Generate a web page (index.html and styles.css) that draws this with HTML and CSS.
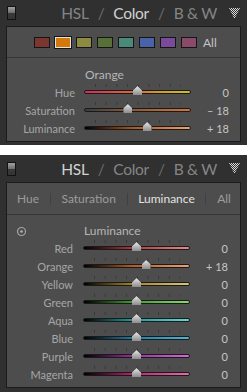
FILE: index.html
```html
<!DOCTYPE html>
<html>
<head>
<meta charset="utf-8">
<link rel="stylesheet" href="styles.css">
</head>
<body>
<section class="panel panel-color">
  <header class="ph">
    <span class="toggle"></span>
    <nav class="modes">
      <span class="mode">HSL</span><span class="slash">/</span><span class="mode on">Color</span><span class="slash">/</span><span class="mode">B &amp; W</span>
    </nav>
    <svg class="tri" width="11" height="11" viewBox="0 0 11 11"><defs><pattern id="dotsA" width="2" height="2" patternUnits="userSpaceOnUse"><rect width="1" height="1" fill="#dcdcdc"/><rect x="1" y="1" width="1" height="1" fill="#dcdcdc"/></pattern></defs><polygon points="0,0 11,0 5.5,11" fill="url(#dotsA)"/></svg>
  </header>
  <div class="box">
    <div class="swatches">
      <span class="sw sw-red"></span>
      <span class="sw sw-orange sel"></span>
      <span class="sw sw-yellow"></span>
      <span class="sw sw-green"></span>
      <span class="sw sw-aqua"></span>
      <span class="sw sw-blue"></span>
      <span class="sw sw-purple"></span>
      <span class="sw sw-magenta"></span>
      <span class="all">All</span>
    </div>
    <div class="sliders s1">
      <div class="sect"><span></span><span class="sect-t">Orange</span></div>
      <div class="row"><span class="lbl">Hue</span><div class="track t-hue"><span class="thumb" style="--v:0"></span></div><span class="val">0</span></div>
      <div class="row"><span class="lbl">Saturation</span><div class="track t-sat"><span class="thumb" style="--v:-18"></span></div><span class="val">– 18</span></div>
      <div class="row"><span class="lbl">Luminance</span><div class="track t-lum"><span class="thumb" style="--v:18"></span></div><span class="val">+ 18</span></div>
    </div>
  </div>
</section>

<section class="panel panel-lum">
  <header class="ph">
    <span class="toggle"></span>
    <nav class="modes">
      <span class="mode on">HSL</span><span class="slash">/</span><span class="mode">Color</span><span class="slash">/</span><span class="mode">B &amp; W</span>
    </nav>
    <svg class="tri" width="11" height="11" viewBox="0 0 11 11"><defs><pattern id="dotsB" width="2" height="2" patternUnits="userSpaceOnUse"><rect width="1" height="1" fill="#dcdcdc"/><rect x="1" y="1" width="1" height="1" fill="#dcdcdc"/></pattern></defs><polygon points="0,0 11,0 5.5,11" fill="url(#dotsB)"/></svg>
  </header>
  <div class="box">
    <div class="tabs">
      <span>Hue</span><span class="sep"></span><span>Saturation</span><span class="sep"></span><span class="on">Luminance</span><span class="sep"></span><span>All</span>
    </div>
    <div class="sliders s2">
      <div class="sect"><svg class="target" width="11" height="11" viewBox="0 0 11 11"><circle cx="5.5" cy="5.5" r="4" fill="none" stroke="#a4a4a4" stroke-width="1.2"/><circle cx="5.5" cy="5.5" r="1.3" fill="#b4b4b4"/></svg><span class="sect-t">Luminance</span></div>
      <div class="row"><span class="lbl">Red</span><div class="track l-red"><span class="thumb" style="--v:0"></span></div><span class="val">0</span></div>
      <div class="row"><span class="lbl">Orange</span><div class="track l-orange"><span class="thumb" style="--v:18"></span></div><span class="val">+ 18</span></div>
      <div class="row"><span class="lbl">Yellow</span><div class="track l-yellow"><span class="thumb" style="--v:0"></span></div><span class="val">0</span></div>
      <div class="row"><span class="lbl">Green</span><div class="track l-green"><span class="thumb" style="--v:0"></span></div><span class="val">0</span></div>
      <div class="row"><span class="lbl">Aqua</span><div class="track l-aqua"><span class="thumb" style="--v:0"></span></div><span class="val">0</span></div>
      <div class="row"><span class="lbl">Blue</span><div class="track l-blue"><span class="thumb" style="--v:0"></span></div><span class="val">0</span></div>
      <div class="row"><span class="lbl">Purple</span><div class="track l-purple"><span class="thumb" style="--v:0"></span></div><span class="val">0</span></div>
      <div class="row"><span class="lbl">Magenta</span><div class="track l-magenta"><span class="thumb" style="--v:0"></span></div><span class="val">0</span></div>
    </div>
  </div>
</section>
</body>
</html>
```

FILE: styles.css
```css
* { box-sizing: border-box; margin: 0; padding: 0; }
html, body { background: #ffffff; }
body { width: 247px; font-family: Lato, "Open Sans", sans-serif; }

.panel { background: #303030; padding: 0 6px 3px; }
.panel-lum { margin-top: 10px; padding-bottom: 4px; }

.ph { height: 26px; display: flex; align-items: center; }
.panel-lum .ph { height: 27px; }

.toggle {
  width: 9px; height: 14px; margin-left: 1px;
  border: 1px solid #121212;
  background: linear-gradient(#a0a0a0 0, #6c6c6c 50%, #3a3a3a 50%, #343434 100%);
}

.modes {
  margin-left: auto; display: flex; align-items: center; gap: 9px;
  font-size: 15.5px; color: #858585; letter-spacing: -0.3px;
}
.modes .on { color: #d2d2d2; }
.modes .slash { color: #6a6a6a; }

.tri { margin-left: 12px; margin-right: 1px; }

.box { background: #4d4d4d; border: 1px solid #1b1b1b; }

.swatches {
  height: 31px; display: flex; align-items: center; gap: 5px;
  padding-left: 27px; border-bottom: 1px solid #353535;
}
.sw { width: 16px; height: 11px; border: 1px solid #151515; }
.sw.sel { border-color: #e2e2e2; box-shadow: 0 0 0 1px #151515; }
.sw-red { background: #7b3630; }
.sw-orange { background: #d4780c; }
.sw-yellow { background: #8d8a42; }
.sw-green { background: #596f38; }
.sw-aqua { background: #4a8a79; }
.sw-blue { background: #4a63a8; }
.sw-purple { background: #7a4a9b; }
.sw-magenta { background: #8a4a6a; }
.all { margin-left: 1px; font-size: 12px; color: #c4c4c4; }

.tabs {
  height: 32px; display: flex; align-items: center; justify-content: space-between;
  padding: 0 9px 0 10px; border-bottom: 1px solid #353535;
  font-size: 12px; color: #9c9c9c;
}
.tabs .on { color: #e2e2e2; }
.tabs .sep { width: 1px; height: 12px; background: #404040; }

.sliders { padding: 7px 0 4px; }
.sliders.s2 { padding-top: 6px; }

.sect, .row {
  display: grid; grid-template-columns: 68px 107px 1fr; column-gap: 9px;
  align-items: center; height: 18px; padding-right: 11px;
}
.s2 .sect, .s2 .row { grid-template-columns: 66px 107px 1fr; column-gap: 10px; padding-right: 12px; }

.sect-t { font-size: 12px; color: #b6b6b6; padding-left: 1px; }
.s2 .sect-t { padding-left: 1px; }
.target { margin-left: 9px; margin-top: 3px; }

.lbl { text-align: right; font-size: 11px; color: #a6a6a6; }
.val { text-align: right; font-size: 11px; color: #c6c6c6; }

.track {
  position: relative; height: 4px; border: 1px solid #1a1a1a; border-radius: 2px;
}
.track::before {
  content: ""; position: absolute; left: 9.7px; top: -7px; width: 86.6px; height: 3px;
  background: linear-gradient(to right, #383838 1px, transparent 1px) 0 0 / 10.7px 100% repeat-x;
}
.thumb {
  position: absolute; top: -5px; width: 9px; height: 9px;
  left: calc(50% - 4.5px + var(--v) * 0.535px);
  filter: drop-shadow(0 0 0.6px #111) drop-shadow(0 0.5px 0.5px rgba(0,0,0,0.5));
}
.thumb::before {
  content: ""; display: block; width: 9px; height: 9px;
  clip-path: polygon(50% 0, 100% 48%, 100% 100%, 0 100%, 0 48%);
  background: linear-gradient(#ececec, #b4b4b4 55%, #8c8c8c);
}

.t-hue { background: linear-gradient(to right, #d42a62, #de6a36 48%, #d49a2a 70%, #c8c420); }
.t-sat { background: linear-gradient(to right, #3c3c3c, #8e5a3a 45%, #d07638); }
.t-lum { background: linear-gradient(to right, #000, #a8561e 45%, #f0a070); }

.l-red { background: linear-gradient(to right, #000, #a83838 45%, #e48a8a); }
.l-orange { background: linear-gradient(to right, #000, #b05a1e 45%, #eea078); }
.l-yellow { background: linear-gradient(to right, #000, #a48420 45%, #dcc47a); }
.l-green { background: linear-gradient(to right, #000, #3c9a2c 45%, #8cd870); }
.l-aqua { background: linear-gradient(to right, #000, #1c9a98 45%, #64d6d4); }
.l-blue { background: linear-gradient(to right, #000, #1c7aa4 45%, #4cb6d8); }
.l-purple { background: linear-gradient(to right, #000, #982c9c 45%, #d46ad8); }
.l-magenta { background: linear-gradient(to right, #000, #b82072 45%, #e86aa8); }
```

........

▸ **EXERCISE**
Identify every line holding the word "index" and copy it out.

▸ **ANSWER TO THE EXERCISE**
Generate a web page (index.html and styles.css) that draws this with HTML and CSS.
FILE: index.html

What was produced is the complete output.